BRIEF :: In the listing below, how many lines contain the word "image"? Please respond with the number only.

A block of data
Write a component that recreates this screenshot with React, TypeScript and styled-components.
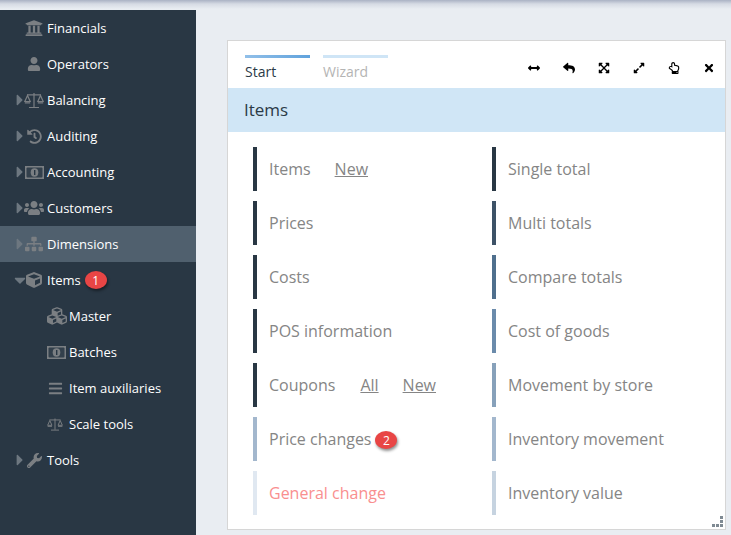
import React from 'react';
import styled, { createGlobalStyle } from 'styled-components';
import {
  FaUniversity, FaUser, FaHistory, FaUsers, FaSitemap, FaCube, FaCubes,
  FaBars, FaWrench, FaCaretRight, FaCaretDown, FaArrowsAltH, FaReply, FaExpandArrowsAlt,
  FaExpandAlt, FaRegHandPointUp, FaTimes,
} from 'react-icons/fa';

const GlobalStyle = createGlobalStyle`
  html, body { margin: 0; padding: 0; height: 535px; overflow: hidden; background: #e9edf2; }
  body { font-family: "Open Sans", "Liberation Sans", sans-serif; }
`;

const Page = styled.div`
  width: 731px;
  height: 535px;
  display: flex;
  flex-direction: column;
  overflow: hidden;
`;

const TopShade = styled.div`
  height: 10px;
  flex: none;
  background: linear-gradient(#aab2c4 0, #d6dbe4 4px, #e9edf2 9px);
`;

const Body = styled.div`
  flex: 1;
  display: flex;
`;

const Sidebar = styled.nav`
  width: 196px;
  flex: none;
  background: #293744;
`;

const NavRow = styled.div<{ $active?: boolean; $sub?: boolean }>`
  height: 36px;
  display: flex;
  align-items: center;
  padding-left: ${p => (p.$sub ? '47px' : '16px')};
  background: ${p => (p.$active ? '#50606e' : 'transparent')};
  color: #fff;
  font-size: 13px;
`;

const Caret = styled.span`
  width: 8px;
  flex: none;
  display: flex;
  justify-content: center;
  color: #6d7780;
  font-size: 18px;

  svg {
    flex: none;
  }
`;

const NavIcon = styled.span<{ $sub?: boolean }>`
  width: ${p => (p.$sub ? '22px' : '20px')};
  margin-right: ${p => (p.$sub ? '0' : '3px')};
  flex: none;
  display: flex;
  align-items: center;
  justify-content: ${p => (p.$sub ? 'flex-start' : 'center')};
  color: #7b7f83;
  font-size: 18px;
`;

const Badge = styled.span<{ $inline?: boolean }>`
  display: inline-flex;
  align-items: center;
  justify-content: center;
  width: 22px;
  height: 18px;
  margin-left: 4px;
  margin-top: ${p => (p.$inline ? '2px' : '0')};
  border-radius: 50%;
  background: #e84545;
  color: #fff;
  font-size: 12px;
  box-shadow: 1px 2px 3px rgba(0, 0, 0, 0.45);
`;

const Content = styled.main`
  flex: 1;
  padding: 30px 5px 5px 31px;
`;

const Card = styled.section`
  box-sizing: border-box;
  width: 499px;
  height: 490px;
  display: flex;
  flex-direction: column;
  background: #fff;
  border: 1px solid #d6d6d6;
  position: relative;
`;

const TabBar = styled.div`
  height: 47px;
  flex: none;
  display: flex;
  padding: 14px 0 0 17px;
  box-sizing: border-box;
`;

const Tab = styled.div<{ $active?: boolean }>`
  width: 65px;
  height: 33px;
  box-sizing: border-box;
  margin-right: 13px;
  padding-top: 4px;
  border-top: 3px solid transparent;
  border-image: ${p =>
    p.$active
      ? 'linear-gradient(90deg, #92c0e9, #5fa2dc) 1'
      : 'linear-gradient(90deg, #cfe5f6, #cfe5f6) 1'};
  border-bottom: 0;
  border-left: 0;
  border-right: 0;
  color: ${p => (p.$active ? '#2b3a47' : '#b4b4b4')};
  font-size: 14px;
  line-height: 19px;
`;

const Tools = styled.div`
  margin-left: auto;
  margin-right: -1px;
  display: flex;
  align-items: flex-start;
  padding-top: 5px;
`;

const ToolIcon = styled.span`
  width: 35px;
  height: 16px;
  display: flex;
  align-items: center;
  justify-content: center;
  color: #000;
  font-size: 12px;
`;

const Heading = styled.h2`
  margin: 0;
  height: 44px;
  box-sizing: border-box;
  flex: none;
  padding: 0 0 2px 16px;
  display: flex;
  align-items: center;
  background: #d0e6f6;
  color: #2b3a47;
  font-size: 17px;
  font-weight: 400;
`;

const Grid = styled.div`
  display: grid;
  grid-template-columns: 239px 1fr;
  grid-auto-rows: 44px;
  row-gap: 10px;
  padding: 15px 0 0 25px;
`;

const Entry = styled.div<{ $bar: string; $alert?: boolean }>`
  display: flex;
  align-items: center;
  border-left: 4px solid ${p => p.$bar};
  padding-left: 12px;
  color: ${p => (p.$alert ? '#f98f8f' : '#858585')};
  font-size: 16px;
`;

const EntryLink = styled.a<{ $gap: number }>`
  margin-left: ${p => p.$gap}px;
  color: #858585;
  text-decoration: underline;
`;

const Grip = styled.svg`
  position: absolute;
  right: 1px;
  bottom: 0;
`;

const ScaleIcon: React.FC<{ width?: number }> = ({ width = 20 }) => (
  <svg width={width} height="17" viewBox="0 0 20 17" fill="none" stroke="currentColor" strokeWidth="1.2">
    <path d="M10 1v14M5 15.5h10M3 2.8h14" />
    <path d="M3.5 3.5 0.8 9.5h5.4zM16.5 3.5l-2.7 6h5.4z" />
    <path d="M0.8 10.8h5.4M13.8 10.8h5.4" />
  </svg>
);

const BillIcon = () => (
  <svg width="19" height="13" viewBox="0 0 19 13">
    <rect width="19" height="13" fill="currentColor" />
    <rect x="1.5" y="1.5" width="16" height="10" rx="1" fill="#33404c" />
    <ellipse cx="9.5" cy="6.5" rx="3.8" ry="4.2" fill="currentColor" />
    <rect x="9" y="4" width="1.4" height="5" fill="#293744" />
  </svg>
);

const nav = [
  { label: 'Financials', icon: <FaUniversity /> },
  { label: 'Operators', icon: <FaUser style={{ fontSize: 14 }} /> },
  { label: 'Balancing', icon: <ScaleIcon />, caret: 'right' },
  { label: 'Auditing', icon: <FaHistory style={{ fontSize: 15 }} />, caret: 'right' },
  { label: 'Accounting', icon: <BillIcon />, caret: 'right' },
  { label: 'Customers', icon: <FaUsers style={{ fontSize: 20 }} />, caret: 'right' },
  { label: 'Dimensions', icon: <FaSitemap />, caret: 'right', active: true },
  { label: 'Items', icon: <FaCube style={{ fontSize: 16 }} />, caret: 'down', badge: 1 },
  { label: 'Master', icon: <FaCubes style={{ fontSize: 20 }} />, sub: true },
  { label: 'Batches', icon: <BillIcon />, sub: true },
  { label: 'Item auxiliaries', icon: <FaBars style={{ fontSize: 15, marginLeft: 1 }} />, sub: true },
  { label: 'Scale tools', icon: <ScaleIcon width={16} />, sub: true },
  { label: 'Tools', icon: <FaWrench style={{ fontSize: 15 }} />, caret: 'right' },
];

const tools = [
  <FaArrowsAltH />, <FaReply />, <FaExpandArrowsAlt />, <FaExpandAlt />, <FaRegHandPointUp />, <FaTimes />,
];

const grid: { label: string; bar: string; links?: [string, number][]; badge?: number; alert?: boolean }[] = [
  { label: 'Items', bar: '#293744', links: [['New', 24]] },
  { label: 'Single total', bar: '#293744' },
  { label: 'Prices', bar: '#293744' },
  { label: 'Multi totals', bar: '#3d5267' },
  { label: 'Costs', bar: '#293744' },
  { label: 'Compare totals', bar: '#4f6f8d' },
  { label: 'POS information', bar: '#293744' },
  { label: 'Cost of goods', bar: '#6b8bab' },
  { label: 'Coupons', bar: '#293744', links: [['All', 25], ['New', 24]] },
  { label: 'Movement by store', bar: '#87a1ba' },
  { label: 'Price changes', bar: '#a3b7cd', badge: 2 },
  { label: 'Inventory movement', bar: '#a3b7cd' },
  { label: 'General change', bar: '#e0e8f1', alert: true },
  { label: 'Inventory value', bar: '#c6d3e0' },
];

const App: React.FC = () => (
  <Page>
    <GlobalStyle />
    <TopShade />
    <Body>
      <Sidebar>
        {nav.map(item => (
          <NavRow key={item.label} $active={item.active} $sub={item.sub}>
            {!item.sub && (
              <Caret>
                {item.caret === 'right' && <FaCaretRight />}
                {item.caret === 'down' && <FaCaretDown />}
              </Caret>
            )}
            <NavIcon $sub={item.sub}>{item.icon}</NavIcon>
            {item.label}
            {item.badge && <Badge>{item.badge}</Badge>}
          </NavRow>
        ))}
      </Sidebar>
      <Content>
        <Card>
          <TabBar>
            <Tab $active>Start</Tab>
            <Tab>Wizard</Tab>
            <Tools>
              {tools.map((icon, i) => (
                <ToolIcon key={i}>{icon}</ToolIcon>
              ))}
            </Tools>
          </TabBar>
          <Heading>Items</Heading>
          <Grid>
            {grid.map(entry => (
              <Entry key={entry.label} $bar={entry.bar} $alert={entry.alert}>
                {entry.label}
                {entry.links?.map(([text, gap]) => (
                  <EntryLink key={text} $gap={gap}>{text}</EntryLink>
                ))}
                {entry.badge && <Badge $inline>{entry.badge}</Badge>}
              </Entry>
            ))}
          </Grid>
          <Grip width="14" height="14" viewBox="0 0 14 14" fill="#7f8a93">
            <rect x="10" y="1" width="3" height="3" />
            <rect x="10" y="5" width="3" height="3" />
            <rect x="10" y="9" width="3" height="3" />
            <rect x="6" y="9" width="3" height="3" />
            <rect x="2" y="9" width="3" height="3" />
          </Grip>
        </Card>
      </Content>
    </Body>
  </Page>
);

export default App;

--

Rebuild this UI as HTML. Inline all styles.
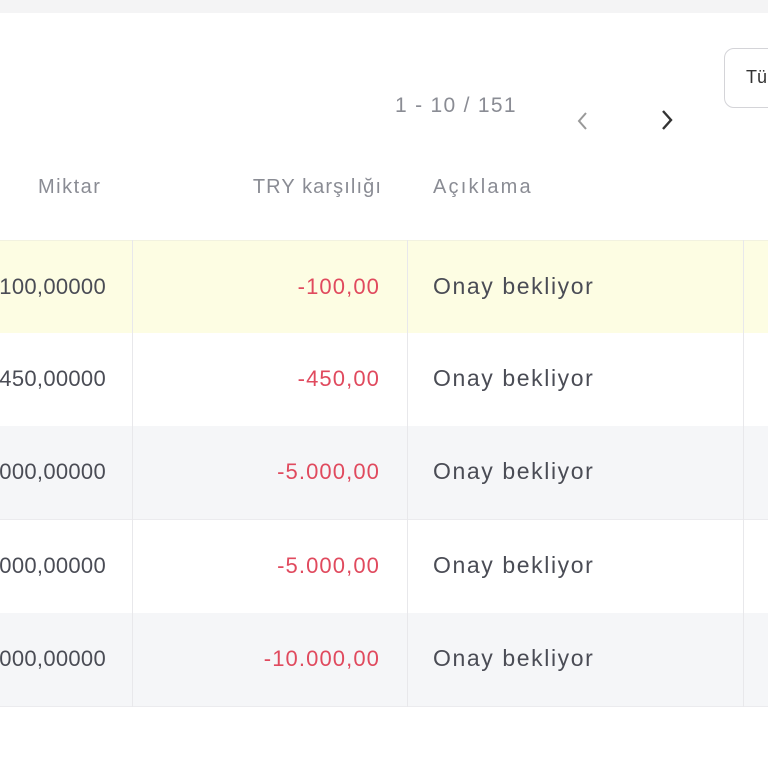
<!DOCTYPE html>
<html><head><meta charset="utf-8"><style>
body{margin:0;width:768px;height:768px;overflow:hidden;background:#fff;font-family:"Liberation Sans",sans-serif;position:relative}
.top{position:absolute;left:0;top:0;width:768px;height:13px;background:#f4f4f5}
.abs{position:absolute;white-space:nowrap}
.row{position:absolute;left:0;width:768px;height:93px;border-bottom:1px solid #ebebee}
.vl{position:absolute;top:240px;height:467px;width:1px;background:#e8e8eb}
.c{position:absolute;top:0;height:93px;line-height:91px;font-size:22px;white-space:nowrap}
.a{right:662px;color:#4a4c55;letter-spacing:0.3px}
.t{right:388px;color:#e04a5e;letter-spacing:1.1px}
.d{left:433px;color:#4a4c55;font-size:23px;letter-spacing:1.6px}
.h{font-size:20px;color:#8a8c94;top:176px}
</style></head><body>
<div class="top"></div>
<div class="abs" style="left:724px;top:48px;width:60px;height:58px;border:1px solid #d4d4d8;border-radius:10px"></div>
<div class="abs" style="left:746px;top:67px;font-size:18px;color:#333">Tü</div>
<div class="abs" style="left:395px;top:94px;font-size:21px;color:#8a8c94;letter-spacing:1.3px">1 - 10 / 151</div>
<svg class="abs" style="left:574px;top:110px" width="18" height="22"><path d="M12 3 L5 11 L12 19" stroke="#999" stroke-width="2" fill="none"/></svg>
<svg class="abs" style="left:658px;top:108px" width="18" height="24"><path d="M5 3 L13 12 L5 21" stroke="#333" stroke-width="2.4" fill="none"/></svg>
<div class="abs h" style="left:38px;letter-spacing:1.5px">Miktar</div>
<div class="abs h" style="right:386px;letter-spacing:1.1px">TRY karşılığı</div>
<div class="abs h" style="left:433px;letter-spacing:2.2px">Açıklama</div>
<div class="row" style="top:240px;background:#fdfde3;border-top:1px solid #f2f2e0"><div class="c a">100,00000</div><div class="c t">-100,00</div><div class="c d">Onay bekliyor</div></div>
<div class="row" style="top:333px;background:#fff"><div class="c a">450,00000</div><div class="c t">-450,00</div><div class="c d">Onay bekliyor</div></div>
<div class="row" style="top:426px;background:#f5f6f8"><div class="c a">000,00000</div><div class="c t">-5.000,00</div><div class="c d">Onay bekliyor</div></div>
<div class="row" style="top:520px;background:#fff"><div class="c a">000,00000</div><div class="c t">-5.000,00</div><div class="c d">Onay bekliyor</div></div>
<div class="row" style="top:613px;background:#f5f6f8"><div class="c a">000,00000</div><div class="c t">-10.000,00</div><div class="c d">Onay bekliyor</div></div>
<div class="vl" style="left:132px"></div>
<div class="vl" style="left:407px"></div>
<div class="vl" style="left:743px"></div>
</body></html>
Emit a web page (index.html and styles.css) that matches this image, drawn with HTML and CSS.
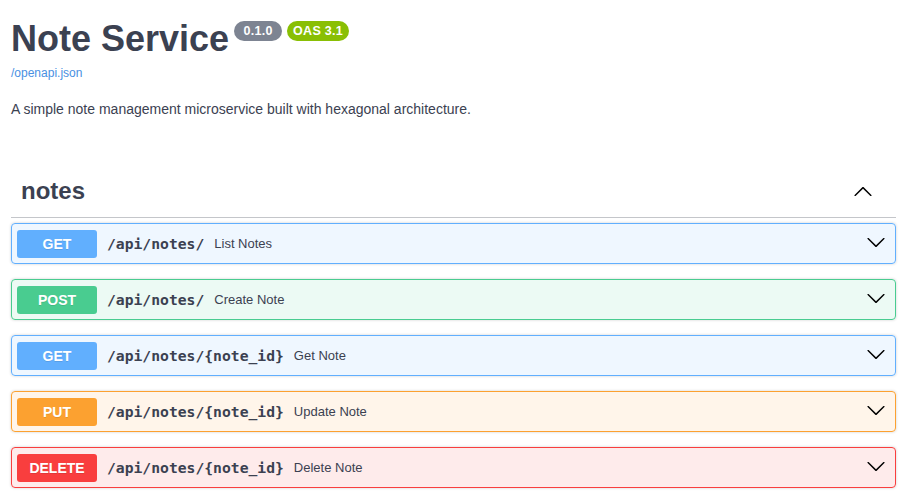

SOLUTION TO THIS EXERCISE :: 2